The question of who the best tennis coach is, is, of course another debate, but I have chosen 3 based on their success and highlighted their guiding principles.

Toni Nadal; Uncle Toni uses tough love and made Nadal use his left hand to play tennis to give him a competitive edge! He has given very few interviews about coaching his nephew to be one of the all time greats. However, he does have three guiding principles.

Always stay humble
Rafa has experienced an incredible amount of success in his career and could be forgiven for
letting it get to his head at times. However, Toni has ensured this doesn’t happen because he thinks it’s vital that Nadal stays hungry and motivated to continually improve. There was always more to do, more to refine and more to add.

Never get complacent about learning
“I’m interested, most of all, in the question of learning,” Toni Nadal has said. In a rare interview, he elaborated “for me the only thing that makes me stand out from some other coaches is that when I go into the locker room, as I did just now, I might tell Rafa he played very well, but my idea is always what can we do to make him better, even better. I’ve applied to everything in my own life. It’s a question of principle, really”.

Suffering is inevitable
Having a fighting spirit means never cave in and that suffering is inevitable
Toni believes champions must “endure and suffer – they must fight to the end to achieve

Marian Vajda is most famous for his partnership with Novak Djokovic who won 15 grand slams during their partnership. His Guiding Principles are;

Fitness and diet is key
When Marian and Novak re-joined forces in 2018 one of the first things Marian insisted on was improving Djokovic’s diminished stamina and muscle mass. This involved scheduling two sessions a day until he was satisfied with his foundational level of fitness.

Keep it light
If you follow Novak on social media you will see that there is an element of goofiness and levity to their relationship. This is clearly a manifestation of knowing what your player needs on an individual level and catering to that.

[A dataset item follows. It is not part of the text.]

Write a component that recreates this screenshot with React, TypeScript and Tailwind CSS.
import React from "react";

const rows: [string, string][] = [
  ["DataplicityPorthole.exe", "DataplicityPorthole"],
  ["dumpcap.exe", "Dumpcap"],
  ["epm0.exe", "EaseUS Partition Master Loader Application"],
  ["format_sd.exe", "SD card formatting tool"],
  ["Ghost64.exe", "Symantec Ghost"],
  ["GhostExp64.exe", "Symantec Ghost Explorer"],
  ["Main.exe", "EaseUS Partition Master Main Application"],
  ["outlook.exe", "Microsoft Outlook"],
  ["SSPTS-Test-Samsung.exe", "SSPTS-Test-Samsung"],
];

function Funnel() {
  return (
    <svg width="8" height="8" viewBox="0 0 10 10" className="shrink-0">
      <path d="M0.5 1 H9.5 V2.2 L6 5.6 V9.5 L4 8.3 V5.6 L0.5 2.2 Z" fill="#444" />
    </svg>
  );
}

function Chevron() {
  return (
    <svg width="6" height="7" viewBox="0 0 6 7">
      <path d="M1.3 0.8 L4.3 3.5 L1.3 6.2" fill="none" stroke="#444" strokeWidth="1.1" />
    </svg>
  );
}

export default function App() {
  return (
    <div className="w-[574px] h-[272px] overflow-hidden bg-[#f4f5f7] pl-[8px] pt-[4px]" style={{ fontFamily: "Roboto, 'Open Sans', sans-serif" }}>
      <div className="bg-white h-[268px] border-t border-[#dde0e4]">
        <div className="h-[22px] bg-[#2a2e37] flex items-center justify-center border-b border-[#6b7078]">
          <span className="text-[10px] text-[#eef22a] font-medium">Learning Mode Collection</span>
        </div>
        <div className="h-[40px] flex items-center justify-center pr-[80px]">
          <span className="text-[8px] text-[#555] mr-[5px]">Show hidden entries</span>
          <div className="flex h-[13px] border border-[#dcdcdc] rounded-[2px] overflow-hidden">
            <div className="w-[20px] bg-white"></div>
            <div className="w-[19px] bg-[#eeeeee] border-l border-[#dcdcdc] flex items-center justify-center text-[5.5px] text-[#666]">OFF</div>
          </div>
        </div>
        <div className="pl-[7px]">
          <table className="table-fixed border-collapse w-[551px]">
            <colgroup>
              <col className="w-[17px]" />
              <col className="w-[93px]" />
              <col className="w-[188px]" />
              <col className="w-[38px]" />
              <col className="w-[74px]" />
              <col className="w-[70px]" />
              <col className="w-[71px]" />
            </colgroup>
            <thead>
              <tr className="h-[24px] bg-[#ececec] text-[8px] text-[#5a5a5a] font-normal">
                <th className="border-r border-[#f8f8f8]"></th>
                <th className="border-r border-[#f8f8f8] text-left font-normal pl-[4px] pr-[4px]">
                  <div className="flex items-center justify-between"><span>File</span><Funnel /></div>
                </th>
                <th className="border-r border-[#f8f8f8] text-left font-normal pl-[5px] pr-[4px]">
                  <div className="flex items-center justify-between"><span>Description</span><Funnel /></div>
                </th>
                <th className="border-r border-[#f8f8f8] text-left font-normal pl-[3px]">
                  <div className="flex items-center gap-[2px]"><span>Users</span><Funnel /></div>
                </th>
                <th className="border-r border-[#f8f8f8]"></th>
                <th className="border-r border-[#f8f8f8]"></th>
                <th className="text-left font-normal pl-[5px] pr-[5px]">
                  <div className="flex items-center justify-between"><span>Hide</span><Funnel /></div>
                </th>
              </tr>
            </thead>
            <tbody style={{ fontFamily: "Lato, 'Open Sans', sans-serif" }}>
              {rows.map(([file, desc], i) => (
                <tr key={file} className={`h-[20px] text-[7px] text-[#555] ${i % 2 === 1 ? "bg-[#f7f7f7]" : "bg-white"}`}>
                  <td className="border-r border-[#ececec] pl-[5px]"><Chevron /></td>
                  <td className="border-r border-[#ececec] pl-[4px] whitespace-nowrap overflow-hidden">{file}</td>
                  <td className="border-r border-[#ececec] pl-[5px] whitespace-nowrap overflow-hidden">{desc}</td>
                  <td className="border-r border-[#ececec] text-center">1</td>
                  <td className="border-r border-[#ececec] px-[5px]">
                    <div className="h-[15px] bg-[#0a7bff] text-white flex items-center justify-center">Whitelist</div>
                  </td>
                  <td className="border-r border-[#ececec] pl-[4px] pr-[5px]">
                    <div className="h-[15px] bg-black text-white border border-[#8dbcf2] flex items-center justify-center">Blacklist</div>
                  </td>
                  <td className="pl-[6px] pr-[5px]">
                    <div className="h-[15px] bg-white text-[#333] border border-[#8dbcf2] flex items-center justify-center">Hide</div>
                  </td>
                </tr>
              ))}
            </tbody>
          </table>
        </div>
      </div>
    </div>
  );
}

Take a stand when you see negative distractions
It is reported that one of the conditions of Marian coming back to work with Novak was the
dismissal of long-time mentor Pepe Imaz who played the role of ‘spiritual guide’ but it was Marian’s view that his influence compromised Novak’s mental strength and imperilled his ability to perform at the highest level.

Ivan Lendl has provided guidance for two very famous players: Andy Murray and Alexander Zverev. Ivan worked with Andy on two separate occasions and during which he won 16 total titles including three Slams (one US Open and two Wimbledon tiles), one ATP Tour Final title and two Olympic medals. His guiding principles are;

Focus. Pragmatism. Simplicity.
Andy Murray has a tremendously versatile game and struggled with shot selection before he joined forces with Lendl. One of the main things that Ivan addressed was this shortcoming with a bias on developing a more aggressive game.

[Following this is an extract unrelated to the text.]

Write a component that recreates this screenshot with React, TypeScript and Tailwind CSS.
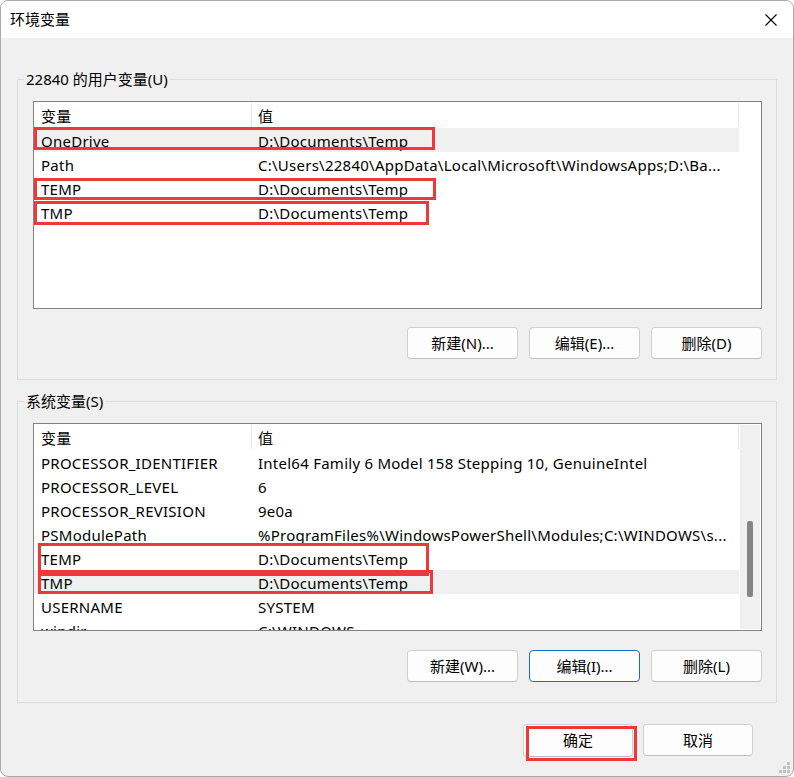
import React from "react";

type Row = { name: string; value: string; selected?: boolean };

const userRows: Row[] = [
  { name: "OneDrive", value: "D:\\Documents\\Temp", selected: true },
  { name: "Path", value: "C:\\Users\\22840\\AppData\\Local\\Microsoft\\WindowsApps;D:\\Ba..." },
  { name: "TEMP", value: "D:\\Documents\\Temp" },
  { name: "TMP", value: "D:\\Documents\\Temp" },
];

const systemRows: Row[] = [
  { name: "PROCESSOR_IDENTIFIER", value: "Intel64 Family 6 Model 158 Stepping 10, GenuineIntel" },
  { name: "PROCESSOR_LEVEL", value: "6" },
  { name: "PROCESSOR_REVISION", value: "9e0a" },
  { name: "PSModulePath", value: "%ProgramFiles%\\WindowsPowerShell\\Modules;C:\\WINDOWS\\s..." },
  { name: "TEMP", value: "D:\\Documents\\Temp" },
  { name: "TMP", value: "D:\\Documents\\Temp", selected: true },
  { name: "USERNAME", value: "SYSTEM" },
  { name: "windir", value: "C:\\WINDOWS" },
];

function WinButton({ label, focused }: { label: string; focused?: boolean }) {
  return (
    <button
      className={
        "h-[32px] w-[111px] rounded-[4px] border bg-[#fdfdfd] text-[15px] text-black " +
        (focused ? "border-[#1a6ec2]" : "border-[#d0d0d0] border-b-[#bdbdbd]")
      }
    >
      {label}
    </button>
  );
}

function VarList({ rows, scroll, marks }: { rows: Row[]; scroll?: boolean; marks: React.ReactNode }) {
  return (
    <div className="relative flex h-[208px] w-[729px] overflow-hidden border border-[#838383] bg-white">
      <div className="w-[705px] shrink-0 tracking-[0.25px]">
        {/* header */}
        <div className="flex h-[26px] items-center text-[15px]">
          <div className="flex h-[24px] w-[218px] items-center border-r border-[#e5e5e5] pt-[2px] pl-[7px]">变量</div>
          <div className="flex h-[24px] flex-1 items-center border-r border-[#e5e5e5] pt-[2px] pl-[6px]">值</div>
        </div>
        {rows.map((r) => (
          <div
            key={r.name}
            className={"flex h-[24px] items-center pt-[2px] text-[15px] " + (r.selected ? "bg-[#f0f0f0]" : "")}
          >
            <div className="w-[218px] shrink-0 pl-[7px] whitespace-nowrap">{r.name}</div>
            <div className="flex-1 overflow-hidden pl-[6px] whitespace-nowrap">{r.value}</div>
          </div>
        ))}
      </div>
      <div className="flex-1 p-[1px]">
        {scroll && (
          <div className="flex h-full w-[20px] justify-center bg-[#f0f0f0] pt-[96px]">
            <div className="h-[76px] w-[6px] rounded-[2px] bg-[#858585]" />
          </div>
        )}
      </div>
      {marks}
    </div>
  );
}

function Mark({ cls }: { cls: string }) {
  return <div className={"pointer-events-none absolute border-[3px] border-[#ef3838] " + cls} />;
}

function Group({ title, children, className }: { title: string; children: React.ReactNode; className?: string }) {
  return (
    <fieldset className={"w-[760px] border border-[#dcdcdc] " + (className ?? "")}>
      <legend className="ml-[6px] px-[2px] text-[15px] leading-[20px]">{title}</legend>
      <div className="pt-[12px] pr-[14px] pb-[20px] pl-[15px]">{children}</div>
    </fieldset>
  );
}

export default function App() {
  return (
    <div className="relative h-[777px] w-[794px] overflow-hidden rounded-[8px] border border-[#a9a9a9] bg-[#f0f0f0] font-['Noto_Sans','Noto_Sans_CJK_SC',sans-serif] text-black">
      {/* title bar */}
      <div className="flex h-[37px] items-center justify-between bg-white pr-[16px] pl-[9px]">
        <span className="text-[15px]">环境变量</span>
        <svg width="12" height="12" viewBox="0 0 12 12" className="text-black">
          <path d="M0.5 0.5 L11.5 11.5 M11.5 0.5 L0.5 11.5" stroke="currentColor" strokeWidth="1.1" />
        </svg>
      </div>

      <div className="pl-[16px]">
        <Group title="22840 的用户变量(U)" className="mt-[31px]">
          <VarList
            rows={userRows}
            marks={
              <>
                <Mark cls="left-0 top-[25px] h-[23px] w-[401px]" />
                <Mark cls="left-0 top-[76px] h-[22px] w-[402px]" />
                <Mark cls="left-0 top-[99px] h-[24px] w-[395px]" />
              </>
            }
          />
          <div className="mt-[18px] flex justify-end gap-[11px]">
            <WinButton label="新建(N)..." />
            <WinButton label="编辑(E)..." />
            <WinButton label="删除(D)" />
          </div>
        </Group>

        <Group title="系统变量(S)" className="mt-[11px]">
          <VarList
            rows={systemRows}
            scroll
            marks={
              <>
                <Mark cls="left-[4px] top-[119px] h-[33px] w-[391px]" />
                <Mark cls="left-[4px] top-[146px] h-[24px] w-[395px]" />
              </>
            }
          />
          <div className="mt-[19px] flex justify-end gap-[11px]">
            <WinButton label="新建(W)..." />
            <WinButton label="编辑(I)..." focused />
            <WinButton label="删除(L)" />
          </div>
        </Group>
      </div>

      <div className="mt-[21px] flex justify-end gap-[10px] pr-[40px]">
        <div className="relative">
          <button className="h-[33px] w-[110px] rounded-[4px] border border-[#d0d0d0] border-b-[#bdbdbd] bg-[#fdfdfd] text-[15px]">
            确定
          </button>
          <div className="pointer-events-none absolute top-[2px] left-[3px] h-[35px] w-[111px] border-[3px] border-[#ef3838]" />
        </div>
        <button className="h-[32px] w-[110px] rounded-[4px] border border-[#d0d0d0] border-b-[#bdbdbd] bg-[#fdfdfd] text-[15px]">
          取消
        </button>
      </div>

      {/* resize grip */}
      <svg className="absolute right-[2px] bottom-[2px]" width="12" height="12" viewBox="0 0 12 12" fill="#c2c2c2">
        <rect x="8" y="0" width="3" height="3" />
        <rect x="4" y="4" width="3" height="3" />
        <rect x="8" y="4" width="3" height="3" />
        <rect x="0" y="8" width="3" height="3" />
        <rect x="4" y="8" width="3" height="3" />
        <rect x="8" y="8" width="3" height="3" />
      </svg>
    </div>
  );
}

There is no substitute for working hard
Lendl doesn’t believe in shortcuts. He showed an incredible work ethic during his career and expects the same from his players. When Ivan worked with Andy he would often arrange to have two hitting partners and run a series of draining two-

Satisfaction leads to complacency
Lendl takes the view that if you’re satisfied with less, it’s hard to achieve more. He observes, “you can look at tournaments and sometimes there’s that qualifier or ‘lucky loser’ who gets to the final. And they usually never win the final because they’re already happy to be where they are. They’ve already over-achieved and so when things start to go badly for them in the match, they quickly start to fizzle out. You see it over and over.”

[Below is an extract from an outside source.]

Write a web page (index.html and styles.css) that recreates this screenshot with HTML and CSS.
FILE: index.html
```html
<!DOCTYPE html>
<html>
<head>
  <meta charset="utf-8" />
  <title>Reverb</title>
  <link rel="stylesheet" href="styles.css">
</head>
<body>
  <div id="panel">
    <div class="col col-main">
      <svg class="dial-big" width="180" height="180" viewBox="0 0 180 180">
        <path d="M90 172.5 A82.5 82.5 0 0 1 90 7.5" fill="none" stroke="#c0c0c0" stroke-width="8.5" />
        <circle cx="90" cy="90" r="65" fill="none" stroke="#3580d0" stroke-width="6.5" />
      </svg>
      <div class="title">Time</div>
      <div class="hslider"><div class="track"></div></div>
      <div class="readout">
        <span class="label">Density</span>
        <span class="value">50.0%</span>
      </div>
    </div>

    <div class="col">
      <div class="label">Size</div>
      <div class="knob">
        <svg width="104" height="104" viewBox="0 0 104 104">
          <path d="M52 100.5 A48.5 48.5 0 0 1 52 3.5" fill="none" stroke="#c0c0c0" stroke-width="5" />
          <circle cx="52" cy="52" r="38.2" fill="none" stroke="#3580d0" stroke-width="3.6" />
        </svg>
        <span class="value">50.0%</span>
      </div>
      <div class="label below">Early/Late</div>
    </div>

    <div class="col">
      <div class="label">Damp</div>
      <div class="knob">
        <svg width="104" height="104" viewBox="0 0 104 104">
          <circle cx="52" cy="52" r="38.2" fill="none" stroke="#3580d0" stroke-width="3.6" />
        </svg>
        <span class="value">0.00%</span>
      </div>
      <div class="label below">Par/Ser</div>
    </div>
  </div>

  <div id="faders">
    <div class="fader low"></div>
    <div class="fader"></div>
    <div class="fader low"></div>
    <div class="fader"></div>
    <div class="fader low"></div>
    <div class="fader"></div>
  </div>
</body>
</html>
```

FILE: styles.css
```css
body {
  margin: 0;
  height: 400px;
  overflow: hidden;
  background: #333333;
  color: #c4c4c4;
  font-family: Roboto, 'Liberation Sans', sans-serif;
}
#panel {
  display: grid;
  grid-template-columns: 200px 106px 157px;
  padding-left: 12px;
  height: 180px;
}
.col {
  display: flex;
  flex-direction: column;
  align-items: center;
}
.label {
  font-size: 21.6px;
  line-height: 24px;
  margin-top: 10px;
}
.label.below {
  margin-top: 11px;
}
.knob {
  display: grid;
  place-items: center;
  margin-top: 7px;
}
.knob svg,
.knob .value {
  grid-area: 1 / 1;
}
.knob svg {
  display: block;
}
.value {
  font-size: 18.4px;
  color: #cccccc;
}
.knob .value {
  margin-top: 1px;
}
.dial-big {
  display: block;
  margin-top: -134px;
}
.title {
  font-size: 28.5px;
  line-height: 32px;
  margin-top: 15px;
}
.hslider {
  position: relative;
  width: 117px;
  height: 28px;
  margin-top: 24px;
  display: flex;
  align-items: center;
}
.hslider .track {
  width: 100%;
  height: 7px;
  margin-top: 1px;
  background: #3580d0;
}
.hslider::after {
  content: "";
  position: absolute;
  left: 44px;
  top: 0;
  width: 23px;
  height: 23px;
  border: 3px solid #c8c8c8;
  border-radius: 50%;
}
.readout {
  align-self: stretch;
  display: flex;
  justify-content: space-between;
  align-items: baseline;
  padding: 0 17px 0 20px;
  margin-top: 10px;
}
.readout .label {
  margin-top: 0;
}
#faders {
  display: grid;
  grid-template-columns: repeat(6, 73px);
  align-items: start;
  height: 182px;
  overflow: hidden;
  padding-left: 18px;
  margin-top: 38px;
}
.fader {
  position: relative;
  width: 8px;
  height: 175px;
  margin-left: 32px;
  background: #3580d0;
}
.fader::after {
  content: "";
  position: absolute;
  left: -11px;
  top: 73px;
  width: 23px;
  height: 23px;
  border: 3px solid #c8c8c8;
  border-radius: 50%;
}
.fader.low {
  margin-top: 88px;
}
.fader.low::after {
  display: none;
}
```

And a couple of final thoughts…

Emma Raducanu’s recent choice of a straight talking coach stems from her identifying she needs someone to be honest with her and not “dress it up”

Is there a role for coaches to offer honest challenging feedback as part of the coaching relationship?

I leave it to you to decide which of these principles can be adapted to Business Coaching. If I was to pick one, it would be ‘stay humble’ – It is a dangerous leader who thinks they have all the answers, and indeed a dangerous coach!